In the Doghouse

In the Doghouse

At Chuck E. Cheese, Wholesome Family Fun means Alcohol

October 22, 2015

Chuck E. Cheese
Chuck E. Cheese has expanded its offerings from sugary drinks, pizza, and arcade games to alcohol. The chain has reported a decline in sales in recent years, and alcohol sales is its response. In offering more alcohol options, it hopes alcoholic drinks will entice Millennial moms to bring their young children to the kiddie restaurant more often, for more than the annual birthday party.

Like several other fast food chains, a number of Chuck E. Cheese locations have started serving beer and wine - the difference? Chuck E. Cheese is perhaps the chain with the strongest connection to the kid market ages 5-12. Of course, the chain says that its model must be approachable for kids.

The risk for alcohol-related harm increases immediately as adults have happy hour while their children run around the arcade. In addition, the children playing and eating at Chuck E. Cheese will see parents drinking inside a beloved children's entertainment brand, and associate that brand with alcohol use.

Doghouse: Four Loko Gold

September 24, 2015

general mills
In a prime example of alcopop producers' youth-focused social media promotion with intensive user engagement, Phusion Projects recently launched Four Loko Gold. The new mystery-flavored supersized alcopop was marketed solely on social media platforms (Facebook, Instagram, Twitter) for for the first several months of its release.

At 14% ABV and 23.5 oz., Four Loko Gold contains 5.5 standard drinks in one single-serve container, the highest alcohol content of all Four Loko products.

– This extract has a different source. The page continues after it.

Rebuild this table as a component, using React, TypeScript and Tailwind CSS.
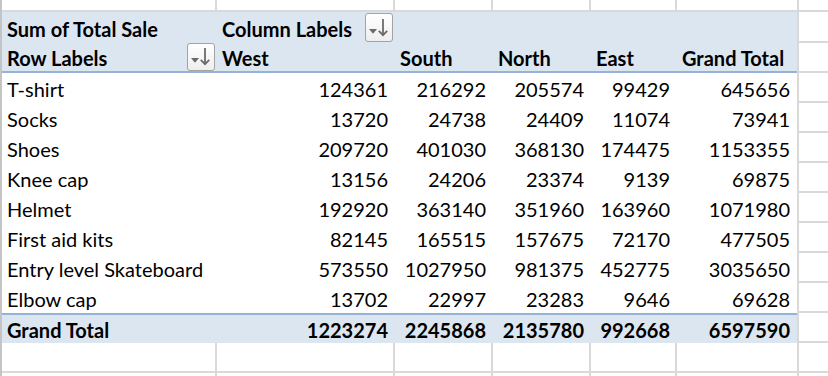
const ROWS: [string, number[]][] = [
  ["T-shirt", [124361, 216292, 205574, 99429, 645656]],
  ["Socks", [13720, 24738, 24409, 11074, 73941]],
  ["Shoes", [209720, 401030, 368130, 174475, 1153355]],
  ["Knee cap", [13156, 24206, 23374, 9139, 69875]],
  ["Helmet", [192920, 363140, 351960, 163960, 1071980]],
  ["First aid kits", [82145, 165515, 157675, 72170, 477505]],
  ["Entry level Skateboard", [573550, 1027950, 981375, 452775, 3035650]],
  ["Elbow cap", [13702, 22997, 23283, 9646, 69628]],
];

const TOTALS = [1223274, 2245868, 2135780, 992668, 6597590];

// widths of columns B..F (A is 215)
const VALUE_COLS = ["w-[178px]", "w-[98px]", "w-[98px]", "w-[86px]", "w-[120px]"];

function FilterButton({ className = "" }: { className?: string }) {
  return (
    <div
      className={`ml-auto mr-[2px] grid w-[28px] shrink-0 place-items-center rounded-[3px] border border-[#a3a3a3] bg-gradient-to-b from-white to-[#eeeeee] ${className}`}
    >
      <svg width="26" height="26" viewBox="0 0 26 26" fill="none">
        <path d="M3 14h8l-4 4.8z" fill="#6a6a6a" />
        <path d="M17 4v16" stroke="#6a6a6a" strokeWidth="1.8" />
        <path d="M12.8 15.8l4.2 4.4 4.2-4.4" stroke="#6a6a6a" strokeWidth="1.8" />
      </svg>
    </div>
  );
}

function Spare({ h }: { h: string }) {
  return <div className={`${h} flex-1 border-b-2 border-l-2 border-[#d9d9d9]`} />;
}

function GridRow({ h }: { h: string }) {
  return (
    <div className={`flex ${h}`}>
      <div className="w-[215px] border-r-2 border-b-2 border-[#d9d9d9]" />
      {VALUE_COLS.map((w, i) => (
        <div
          key={i}
          className={`${w} border-b-2 border-[#d9d9d9] ${i < 4 ? "border-r-2" : ""}`}
        />
      ))}
      <Spare h={h} />
    </div>
  );
}

function ValueRow({
  label,
  values,
  bold,
  band,
}: {
  label: string;
  values: number[];
  bold?: boolean;
  band?: boolean;
}) {
  return (
    <div className="flex h-[30px]">
      <div
        className={`flex w-[215px] items-center pl-[5px] pt-[2px] ${
          band ? "border-t-2 border-[#95b3d7] bg-[#dce6f1]" : ""
        } ${bold ? "font-bold" : ""}`}
      >
        {label}
      </div>
      {values.map((v, i) => (
        <div
          key={i}
          className={`${VALUE_COLS[i]} flex items-center justify-end pr-[7px] pt-[2px] ${
            band ? "border-t-2 border-[#95b3d7] bg-[#dce6f1]" : ""
          } ${bold ? "font-bold" : ""}`}
        >
          {v}
        </div>
      ))}
      <Spare h="h-[30px]" />
    </div>
  );
}

export default function App() {
  return (
    <div
      className="h-[376px] w-[828px] overflow-hidden border-l-2 border-[#c4c4c4] bg-white text-[20px] leading-none text-black"
      style={{ fontFamily: "Lato, 'Open Sans', sans-serif" }}
    >
      <GridRow h="h-[12px]" />

      <div className="flex h-[31px]">
        <div className="flex w-[215px] items-center bg-[#dce6f1] pl-[5px] pt-[3px] font-bold">
          Sum of Total Sale
        </div>
        <div className="flex w-[178px] items-start bg-[#dce6f1] pl-[5px] font-bold">
          <span className="self-center pt-[3px]">Column Labels</span>
          <FilterButton className="mt-[1px] h-[29px]" />
        </div>
        <div className="w-[402px] bg-[#dce6f1]" />
        <Spare h="h-[31px]" />
      </div>

      <div className="flex h-[30px]">
        <div className="flex w-[215px] items-start border-b-2 border-[#95b3d7] bg-[#dce6f1] pl-[5px] font-bold">
          <span className="self-center pt-[2px]">Row Labels</span>
          <FilterButton className="h-[28px]" />
        </div>
        {["West", "South", "North", "East", "Grand Total"].map((t, i) => (
          <div
            key={t}
            className={`${VALUE_COLS[i]} flex items-center border-b-2 border-[#95b3d7] bg-[#dce6f1] pl-[5px] pt-[2px] font-bold`}
          >
            {t}
          </div>
        ))}
        <Spare h="h-[30px]" />
      </div>

      {ROWS.map(([label, values]) => (
        <ValueRow key={label} label={label} values={values} />
      ))}
      <ValueRow label="Grand Total" values={TOTALS} bold band />

      <GridRow h="h-[30px]" />
      <GridRow h="h-[30px]" />
    </div>
  );
}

Initially released in just a limited number of states, young drinkers flocked to social media sites in attempt to locate retailers selling the new product. In the meantime, Four Loko sponsored parties and contests for users to find out where the elusive Gold was served. To gain access to the location of the parties, users had to RSVP through social media channels.

Currently Phusion Projects is sponsoring Four Loko Lokoween 2015, a contest where users can enter via text message or Facebook app for a chance to win a three-day trip to the Voodoo music festival New Orleans over Halloween weekend.

Doghouse: General Mills pairs kid cereals with beer

September 4, 2015

general mills
General Mills (GM) has branched out from products such as granola bars, salsa, and cake mix to partner some of its beloved children's cereals with the alcohol industry.

GM recently shipped boxes of its Count Chocula cereal directly to the Black Rock Brewery in Fort Collins, Colorado, to produce the brewer's Halloween-edition Cerealiously Count Chocula beer.

This summer GM also announced a partnership with Minneapolis’ Fulton Beer to create yet another cereal-inspired brew. HefeWheaties is not made with the actual Wheaties cereal, but is available in 16-ounce cans that mimic a Wheaties box.

According to the Beer Institute and its industry self-regulatory code, beer advertising and marketing materials are supposed to avoid elements that appeal to youth. The code lists elements that primarily appeal to children, including but not limited to cartoon characters (Count Chocula) and symbols (Wheaties brand mark), for example.

Perhaps GM is used to advertising cereals like Cheerios, Lucky Charms, and Trix (are for kids!) to children that it hasn't occurred to GM execs or its marketing staff that alcohol is a different kind of product.

Adding cereal as ingredient to beer and using it to promote is a recipe for attracting more kids to alcohol - and as a result, increasing harm.